- Exercise brief
Copy out all the lines exactly. Omit pictures.

· · · ·

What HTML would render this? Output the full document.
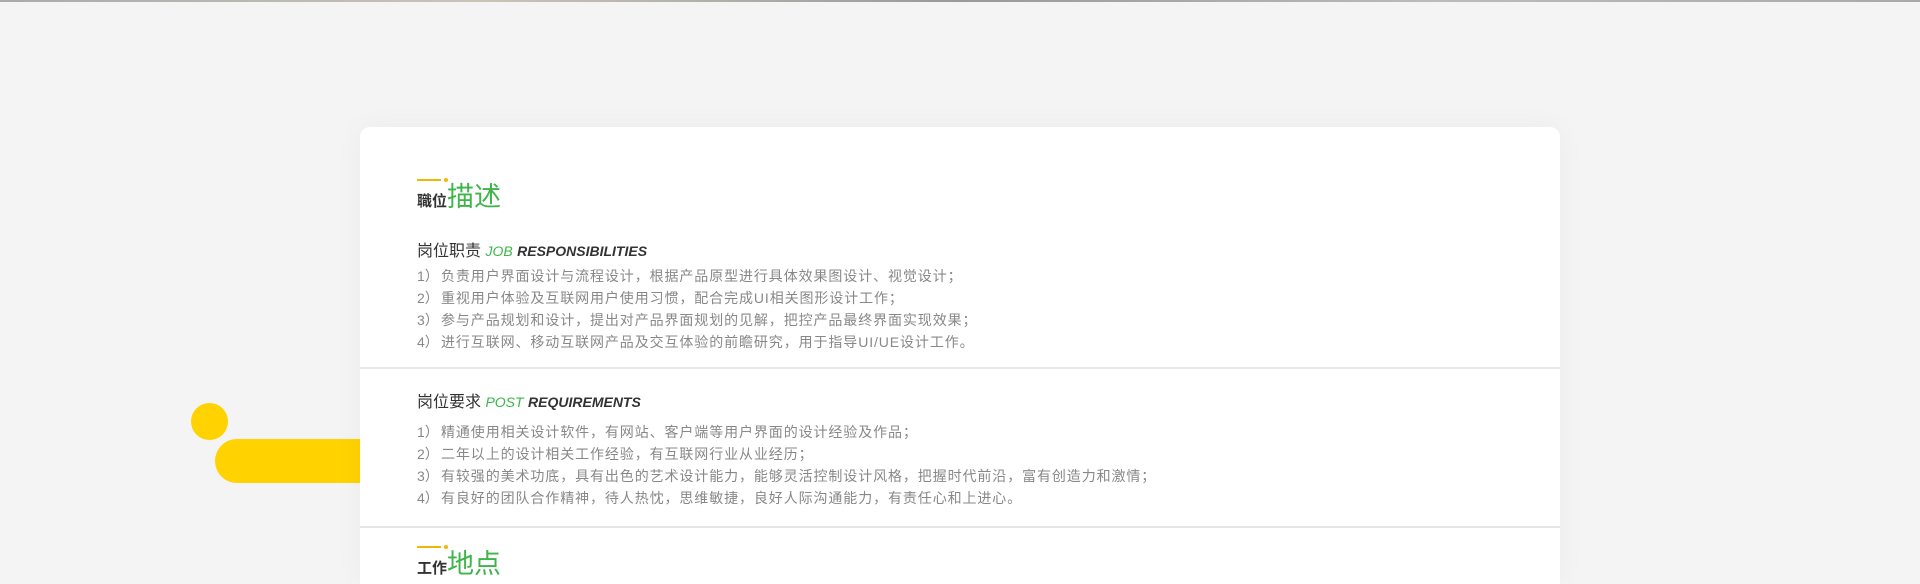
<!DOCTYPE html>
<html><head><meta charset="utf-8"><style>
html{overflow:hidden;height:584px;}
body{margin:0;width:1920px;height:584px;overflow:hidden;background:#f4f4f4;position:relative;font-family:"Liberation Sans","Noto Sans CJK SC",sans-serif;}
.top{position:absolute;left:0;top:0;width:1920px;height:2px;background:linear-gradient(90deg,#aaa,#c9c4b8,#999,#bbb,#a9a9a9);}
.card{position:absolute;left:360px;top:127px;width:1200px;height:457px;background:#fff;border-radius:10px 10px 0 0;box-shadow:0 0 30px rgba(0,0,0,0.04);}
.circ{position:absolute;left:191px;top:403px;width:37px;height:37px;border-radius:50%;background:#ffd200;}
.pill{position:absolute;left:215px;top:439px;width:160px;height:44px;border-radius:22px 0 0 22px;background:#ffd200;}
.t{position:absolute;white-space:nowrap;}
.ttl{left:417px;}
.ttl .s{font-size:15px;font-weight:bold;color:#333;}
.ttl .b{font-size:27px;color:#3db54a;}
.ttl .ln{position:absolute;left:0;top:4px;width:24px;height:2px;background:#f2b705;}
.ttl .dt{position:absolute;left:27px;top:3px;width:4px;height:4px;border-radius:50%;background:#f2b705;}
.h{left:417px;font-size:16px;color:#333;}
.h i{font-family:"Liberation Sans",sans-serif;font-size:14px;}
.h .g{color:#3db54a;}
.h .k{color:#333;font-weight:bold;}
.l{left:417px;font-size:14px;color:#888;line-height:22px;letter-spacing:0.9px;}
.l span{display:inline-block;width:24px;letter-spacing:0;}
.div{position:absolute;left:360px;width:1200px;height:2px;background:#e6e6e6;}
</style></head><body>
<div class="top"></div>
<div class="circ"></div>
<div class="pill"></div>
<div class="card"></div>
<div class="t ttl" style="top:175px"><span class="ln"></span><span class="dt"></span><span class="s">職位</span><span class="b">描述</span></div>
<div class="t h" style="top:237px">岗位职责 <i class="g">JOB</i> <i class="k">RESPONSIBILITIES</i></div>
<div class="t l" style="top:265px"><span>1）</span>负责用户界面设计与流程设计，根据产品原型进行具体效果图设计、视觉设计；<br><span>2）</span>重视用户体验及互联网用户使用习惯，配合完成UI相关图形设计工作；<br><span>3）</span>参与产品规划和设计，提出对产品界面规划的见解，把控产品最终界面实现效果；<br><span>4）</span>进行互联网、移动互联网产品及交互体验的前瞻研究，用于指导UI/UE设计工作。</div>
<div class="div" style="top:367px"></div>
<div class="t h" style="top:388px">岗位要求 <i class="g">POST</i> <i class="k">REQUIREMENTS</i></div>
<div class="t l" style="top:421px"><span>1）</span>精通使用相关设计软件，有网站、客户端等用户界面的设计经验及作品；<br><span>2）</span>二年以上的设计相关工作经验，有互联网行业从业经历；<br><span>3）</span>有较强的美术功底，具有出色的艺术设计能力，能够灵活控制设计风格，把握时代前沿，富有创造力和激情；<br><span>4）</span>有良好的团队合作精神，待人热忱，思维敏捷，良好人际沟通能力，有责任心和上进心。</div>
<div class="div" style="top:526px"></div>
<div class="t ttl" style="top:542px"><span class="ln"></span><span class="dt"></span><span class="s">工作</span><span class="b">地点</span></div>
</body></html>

· · · ·

- Result of this task
What HTML would render this? Output the full document.
<!DOCTYPE html>
<html><head><meta charset="utf-8"><style>
html{overflow:hidden;height:584px;}
body{margin:0;width:1920px;height:584px;overflow:hidden;background:#f4f4f4;position:relative;font-family:"Liberation Sans","Noto Sans CJK SC",sans-serif;}
.top{position:absolute;left:0;top:0;width:1920px;height:2px;background:linear-gradient(90deg,#aaa,#c9c4b8,#999,#bbb,#a9a9a9);}
.card{position:absolute;left:360px;top:127px;width:1200px;height:457px;background:#fff;border-radius:10px 10px 0 0;box-shadow:0 0 30px rgba(0,0,0,0.04);}
.circ{position:absolute;left:191px;top:403px;width:37px;height:37px;border-radius:50%;background:#ffd200;}
.pill{position:absolute;left:215px;top:439px;width:160px;height:44px;border-radius:22px 0 0 22px;background:#ffd200;}
.t{position:absolute;white-space:nowrap;}
.ttl{left:417px;}
.ttl .s{font-size:15px;font-weight:bold;color:#333;}
.ttl .b{font-size:27px;color:#3db54a;}
.ttl .ln{position:absolute;left:0;top:4px;width:24px;height:2px;background:#f2b705;}
.ttl .dt{position:absolute;left:27px;top:3px;width:4px;height:4px;border-radius:50%;background:#f2b705;}
.h{left:417px;font-size:16px;color:#333;}
.h i{font-family:"Liberation Sans",sans-serif;font-size:14px;}
.h .g{color:#3db54a;}
.h .k{color:#333;font-weight:bold;}
.l{left:417px;font-size:14px;color:#888;line-height:22px;letter-spacing:0.9px;}
.l span{display:inline-block;width:24px;letter-spacing:0;}
.div{position:absolute;left:360px;width:1200px;height:2px;background:#e6e6e6;}
</style></head><body>
<div class="top"></div>
<div class="circ"></div>
<div class="pill"></div>
<div class="card"></div>
<div class="t ttl" style="top:175px"><span class="ln"></span><span class="dt"></span><span class="s">職位</span><span class="b">描述</span></div>
<div class="t h" style="top:237px">岗位职责 <i class="g">JOB</i> <i class="k">RESPONSIBILITIES</i></div>
<div class="t l" style="top:265px"><span>1）</span>负责用户界面设计与流程设计，根据产品原型进行具体效果图设计、视觉设计；<br><span>2）</span>重视用户体验及互联网用户使用习惯，配合完成UI相关图形设计工作；<br><span>3）</span>参与产品规划和设计，提出对产品界面规划的见解，把控产品最终界面实现效果；<br><span>4）</span>进行互联网、移动互联网产品及交互体验的前瞻研究，用于指导UI/UE设计工作。</div>
<div class="div" style="top:367px"></div>
<div class="t h" style="top:388px">岗位要求 <i class="g">POST</i> <i class="k">REQUIREMENTS</i></div>
<div class="t l" style="top:421px"><span>1）</span>精通使用相关设计软件，有网站、客户端等用户界面的设计经验及作品；<br><span>2）</span>二年以上的设计相关工作经验，有互联网行业从业经历；<br><span>3）</span>有较强的美术功底，具有出色的艺术设计能力，能够灵活控制设计风格，把握时代前沿，富有创造力和激情；<br><span>4）</span>有良好的团队合作精神，待人热忱，思维敏捷，良好人际沟通能力，有责任心和上进心。</div>
<div class="div" style="top:526px"></div>
<div class="t ttl" style="top:542px"><span class="ln"></span><span class="dt"></span><span class="s">工作</span><span class="b">地点</span></div>
</body></html>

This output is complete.